Une femme qui ne parvient pas à avoir d'enfant «naturellement», c’est forcément suspect
Concernant Laeticia Hallyday, on peut penser qu’un autre élément joue, inconsciemment, contre elle: ses problèmes de stérilité. D'ailleurs, dans Blanche-Neige, il est précisé que la marâtre ne peut pas enfanter. Laeticia Hallyday a souvent évoqué ses nombreuses fausses couches qu'elle explique par l'anorexie. Mais une femme qui ne parvient pas à avoir d'enfant «naturellement», c’est forcément suspect, comme si quelque chose en elle était malfaisant.

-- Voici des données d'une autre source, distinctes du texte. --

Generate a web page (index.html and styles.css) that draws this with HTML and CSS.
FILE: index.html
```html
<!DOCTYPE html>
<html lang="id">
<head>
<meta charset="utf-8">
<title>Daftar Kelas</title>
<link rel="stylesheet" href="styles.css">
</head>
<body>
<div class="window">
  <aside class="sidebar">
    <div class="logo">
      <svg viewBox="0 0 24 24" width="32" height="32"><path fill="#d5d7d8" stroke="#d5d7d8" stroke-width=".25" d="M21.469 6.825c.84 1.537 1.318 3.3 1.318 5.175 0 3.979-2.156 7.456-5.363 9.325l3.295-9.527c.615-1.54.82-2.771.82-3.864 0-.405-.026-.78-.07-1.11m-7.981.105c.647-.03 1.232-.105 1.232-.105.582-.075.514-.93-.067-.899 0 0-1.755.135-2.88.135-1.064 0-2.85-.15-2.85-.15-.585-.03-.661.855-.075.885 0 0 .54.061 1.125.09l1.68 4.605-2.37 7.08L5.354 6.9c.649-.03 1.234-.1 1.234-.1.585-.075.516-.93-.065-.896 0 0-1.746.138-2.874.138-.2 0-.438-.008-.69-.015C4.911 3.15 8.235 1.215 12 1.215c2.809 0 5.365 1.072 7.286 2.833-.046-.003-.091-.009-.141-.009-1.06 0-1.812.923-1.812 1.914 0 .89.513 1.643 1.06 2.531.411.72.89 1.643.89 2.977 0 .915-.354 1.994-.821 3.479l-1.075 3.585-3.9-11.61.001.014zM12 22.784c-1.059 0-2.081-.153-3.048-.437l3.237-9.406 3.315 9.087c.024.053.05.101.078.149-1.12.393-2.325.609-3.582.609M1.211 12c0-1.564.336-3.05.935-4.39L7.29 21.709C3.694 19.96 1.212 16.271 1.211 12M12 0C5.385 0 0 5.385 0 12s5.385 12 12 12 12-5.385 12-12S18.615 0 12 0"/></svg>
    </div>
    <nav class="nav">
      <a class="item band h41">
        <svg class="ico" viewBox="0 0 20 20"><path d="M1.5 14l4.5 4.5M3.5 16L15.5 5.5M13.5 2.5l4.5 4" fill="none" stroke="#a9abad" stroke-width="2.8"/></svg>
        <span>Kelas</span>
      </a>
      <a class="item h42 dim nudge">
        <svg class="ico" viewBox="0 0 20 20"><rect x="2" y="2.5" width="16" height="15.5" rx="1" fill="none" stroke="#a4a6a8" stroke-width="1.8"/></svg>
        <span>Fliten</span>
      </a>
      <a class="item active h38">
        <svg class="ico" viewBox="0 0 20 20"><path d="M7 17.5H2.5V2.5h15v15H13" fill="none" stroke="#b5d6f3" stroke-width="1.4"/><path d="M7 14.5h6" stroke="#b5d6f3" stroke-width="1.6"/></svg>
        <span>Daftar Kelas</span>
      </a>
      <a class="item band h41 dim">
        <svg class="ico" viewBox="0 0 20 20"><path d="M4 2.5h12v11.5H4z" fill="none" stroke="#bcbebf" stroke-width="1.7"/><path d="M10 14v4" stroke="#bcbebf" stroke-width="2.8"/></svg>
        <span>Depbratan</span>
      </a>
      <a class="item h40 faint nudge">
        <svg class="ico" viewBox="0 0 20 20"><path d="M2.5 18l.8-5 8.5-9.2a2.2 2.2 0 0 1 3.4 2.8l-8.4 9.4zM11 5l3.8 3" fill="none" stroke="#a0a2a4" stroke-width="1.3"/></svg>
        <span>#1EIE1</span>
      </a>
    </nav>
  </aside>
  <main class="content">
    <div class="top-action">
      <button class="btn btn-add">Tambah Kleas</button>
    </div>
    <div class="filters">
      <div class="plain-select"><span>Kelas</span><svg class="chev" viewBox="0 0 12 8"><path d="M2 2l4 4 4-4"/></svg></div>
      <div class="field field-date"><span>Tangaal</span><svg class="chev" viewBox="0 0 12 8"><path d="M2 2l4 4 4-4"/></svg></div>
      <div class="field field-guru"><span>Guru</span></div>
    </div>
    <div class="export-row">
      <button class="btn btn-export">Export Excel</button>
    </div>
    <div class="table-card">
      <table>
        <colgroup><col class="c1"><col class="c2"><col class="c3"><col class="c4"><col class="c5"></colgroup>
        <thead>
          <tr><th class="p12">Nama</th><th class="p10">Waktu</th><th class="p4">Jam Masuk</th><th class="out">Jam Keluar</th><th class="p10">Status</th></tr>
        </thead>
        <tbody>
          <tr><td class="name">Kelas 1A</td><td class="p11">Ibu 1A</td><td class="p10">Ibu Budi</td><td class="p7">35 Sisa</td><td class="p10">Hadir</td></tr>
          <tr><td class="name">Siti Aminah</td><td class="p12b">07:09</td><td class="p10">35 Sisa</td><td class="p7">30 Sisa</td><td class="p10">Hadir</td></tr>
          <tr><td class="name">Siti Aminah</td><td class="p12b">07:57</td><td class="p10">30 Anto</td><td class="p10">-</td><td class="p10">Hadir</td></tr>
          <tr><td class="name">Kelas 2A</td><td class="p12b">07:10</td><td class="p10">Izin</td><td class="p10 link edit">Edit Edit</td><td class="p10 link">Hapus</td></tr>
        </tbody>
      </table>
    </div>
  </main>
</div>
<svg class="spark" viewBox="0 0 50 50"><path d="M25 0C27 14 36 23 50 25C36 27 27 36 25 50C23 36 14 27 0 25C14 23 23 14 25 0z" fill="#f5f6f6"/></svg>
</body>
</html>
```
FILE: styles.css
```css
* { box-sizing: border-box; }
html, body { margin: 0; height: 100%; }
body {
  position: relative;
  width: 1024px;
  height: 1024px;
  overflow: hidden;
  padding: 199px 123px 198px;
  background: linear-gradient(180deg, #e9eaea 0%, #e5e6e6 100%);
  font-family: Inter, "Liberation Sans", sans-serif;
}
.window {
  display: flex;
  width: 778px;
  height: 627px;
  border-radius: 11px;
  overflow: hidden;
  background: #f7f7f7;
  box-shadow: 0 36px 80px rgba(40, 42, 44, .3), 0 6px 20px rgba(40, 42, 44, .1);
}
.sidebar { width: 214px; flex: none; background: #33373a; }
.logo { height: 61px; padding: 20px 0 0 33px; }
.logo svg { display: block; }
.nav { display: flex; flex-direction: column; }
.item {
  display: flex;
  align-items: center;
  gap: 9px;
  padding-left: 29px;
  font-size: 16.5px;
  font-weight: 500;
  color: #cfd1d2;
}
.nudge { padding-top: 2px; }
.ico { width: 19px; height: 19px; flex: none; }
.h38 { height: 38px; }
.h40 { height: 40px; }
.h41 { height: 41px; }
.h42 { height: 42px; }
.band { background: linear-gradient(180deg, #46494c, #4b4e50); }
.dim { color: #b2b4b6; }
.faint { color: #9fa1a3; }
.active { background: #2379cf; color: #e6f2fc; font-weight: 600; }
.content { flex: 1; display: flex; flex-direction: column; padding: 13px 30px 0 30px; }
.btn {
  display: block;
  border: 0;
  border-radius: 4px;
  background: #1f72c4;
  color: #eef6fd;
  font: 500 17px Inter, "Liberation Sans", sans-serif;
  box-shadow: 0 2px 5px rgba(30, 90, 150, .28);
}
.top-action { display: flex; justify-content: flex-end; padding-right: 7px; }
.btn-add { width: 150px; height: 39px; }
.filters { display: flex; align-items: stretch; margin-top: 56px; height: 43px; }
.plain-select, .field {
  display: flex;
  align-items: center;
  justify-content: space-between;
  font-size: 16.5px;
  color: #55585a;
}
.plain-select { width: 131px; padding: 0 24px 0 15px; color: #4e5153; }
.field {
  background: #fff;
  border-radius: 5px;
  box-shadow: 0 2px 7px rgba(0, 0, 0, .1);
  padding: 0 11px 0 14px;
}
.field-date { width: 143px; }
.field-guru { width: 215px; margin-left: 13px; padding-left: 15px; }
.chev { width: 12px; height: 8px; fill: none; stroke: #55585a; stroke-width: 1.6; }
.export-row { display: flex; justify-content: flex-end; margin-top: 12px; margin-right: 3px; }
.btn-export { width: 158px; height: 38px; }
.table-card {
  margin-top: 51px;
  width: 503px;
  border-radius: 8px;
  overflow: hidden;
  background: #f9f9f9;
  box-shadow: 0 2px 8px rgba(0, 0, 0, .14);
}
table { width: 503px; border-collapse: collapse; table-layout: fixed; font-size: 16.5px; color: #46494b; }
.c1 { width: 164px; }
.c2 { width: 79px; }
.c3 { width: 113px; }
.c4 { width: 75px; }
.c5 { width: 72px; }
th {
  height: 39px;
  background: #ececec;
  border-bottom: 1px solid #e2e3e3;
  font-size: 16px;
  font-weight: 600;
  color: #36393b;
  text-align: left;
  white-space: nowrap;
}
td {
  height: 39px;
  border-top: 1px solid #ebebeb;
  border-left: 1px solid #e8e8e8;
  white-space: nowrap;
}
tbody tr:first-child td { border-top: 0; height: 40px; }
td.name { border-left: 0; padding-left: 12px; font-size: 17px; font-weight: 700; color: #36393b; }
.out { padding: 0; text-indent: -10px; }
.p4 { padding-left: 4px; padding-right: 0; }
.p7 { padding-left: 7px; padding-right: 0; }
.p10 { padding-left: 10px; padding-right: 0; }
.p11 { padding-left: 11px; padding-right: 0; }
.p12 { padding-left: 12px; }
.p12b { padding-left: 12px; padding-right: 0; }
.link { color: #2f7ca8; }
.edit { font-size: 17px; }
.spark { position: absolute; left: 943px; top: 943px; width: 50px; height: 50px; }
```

Et ce soupçon se retrouve plus profondément dans un autre aspect: il y aurait la famille de sang, la vraie; et l’autre famille, faite de pièces rapportées.
C’est fou le nombre de fois où cet argument revient dans les discussions entre fans sur les comptes Instagram des intéressés: «Pour moi la famille c est héritage pour tout le monde que ce soit pour les petites adoptées comme les enfants légitimes?» Ou «Soutien pour la belle Laura et David ❤❤ les deux enfants de Johnny #sangpoursang». (Et bien sûr, on arrive très vite aux propos racistes envers les petites: «J'espère que tu paiera pour toute tes saletés, tu as crachés sur les enfants de la France».)
Parce que c’est absolument inconcevable qu’un père ait déshérité ses enfants de sang au profit de la marâtre et des enfants adoptives d'origine asiatique –même si les déshérités en question sont des adultes pas exactement dans le besoin. Et comme les seules personnes capables de s’engueuler sur le sujet sont des fans de Johnny Hallyday qui partent du postulat qu’il était merveilleux et que donc il doit répondre à leurs critères personnels de l’homme merveilleux, une seule conclusion s’impose: il n’a pas pu faire ça. (Même si en vrai, il l’a fait et que la question légale sera de savoir si c’est valable).
Le plus merveilleux dans la puissance d’évocation psychanalytique de ces contes, c’est qu’on en oublie qu’au fond, il s’agit surtout de gens riches qui s’engueulent avec d’autres gens riches pour avoir plus d’argent. Peu importe comment tout cela se règlera. Aucun enfant ne sera abandonné, affamé, au fond d’une forêt.